## start Data
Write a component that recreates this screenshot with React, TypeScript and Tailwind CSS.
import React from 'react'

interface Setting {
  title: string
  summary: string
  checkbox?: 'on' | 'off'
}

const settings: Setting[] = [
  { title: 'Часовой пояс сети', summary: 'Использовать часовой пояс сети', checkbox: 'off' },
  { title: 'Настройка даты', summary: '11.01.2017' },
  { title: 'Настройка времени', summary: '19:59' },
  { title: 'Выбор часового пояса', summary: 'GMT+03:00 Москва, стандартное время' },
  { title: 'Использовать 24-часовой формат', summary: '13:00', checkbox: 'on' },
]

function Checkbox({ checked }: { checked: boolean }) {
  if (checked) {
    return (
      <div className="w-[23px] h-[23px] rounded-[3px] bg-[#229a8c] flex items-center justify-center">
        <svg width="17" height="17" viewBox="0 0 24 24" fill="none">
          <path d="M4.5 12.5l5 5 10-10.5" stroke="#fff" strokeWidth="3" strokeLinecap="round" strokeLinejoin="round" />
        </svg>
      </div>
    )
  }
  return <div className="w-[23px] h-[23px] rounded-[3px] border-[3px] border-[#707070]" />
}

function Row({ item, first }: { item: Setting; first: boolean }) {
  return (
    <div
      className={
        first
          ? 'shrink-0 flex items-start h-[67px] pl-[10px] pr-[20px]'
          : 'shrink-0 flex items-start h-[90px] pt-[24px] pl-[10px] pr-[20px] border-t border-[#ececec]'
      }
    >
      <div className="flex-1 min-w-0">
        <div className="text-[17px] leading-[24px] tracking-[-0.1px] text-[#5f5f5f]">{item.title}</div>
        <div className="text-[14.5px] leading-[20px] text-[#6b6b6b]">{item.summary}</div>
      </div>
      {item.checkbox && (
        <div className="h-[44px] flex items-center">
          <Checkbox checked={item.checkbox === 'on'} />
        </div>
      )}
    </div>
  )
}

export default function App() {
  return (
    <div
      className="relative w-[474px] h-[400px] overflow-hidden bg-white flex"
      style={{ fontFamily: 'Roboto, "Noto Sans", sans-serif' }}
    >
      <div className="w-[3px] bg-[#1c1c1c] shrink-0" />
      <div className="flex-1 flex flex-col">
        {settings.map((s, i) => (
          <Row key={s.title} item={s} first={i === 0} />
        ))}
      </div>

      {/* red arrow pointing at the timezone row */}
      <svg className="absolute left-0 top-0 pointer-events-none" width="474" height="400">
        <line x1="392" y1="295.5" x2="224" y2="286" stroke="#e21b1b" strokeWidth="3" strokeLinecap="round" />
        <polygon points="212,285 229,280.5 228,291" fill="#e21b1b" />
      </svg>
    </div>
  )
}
## end Data
Requirement → Copy each line of the listing in which the word "React" can be found.

Problem solution →
Write a component that recreates this screenshot with React, TypeScript and Tailwind CSS.
import React from 'react'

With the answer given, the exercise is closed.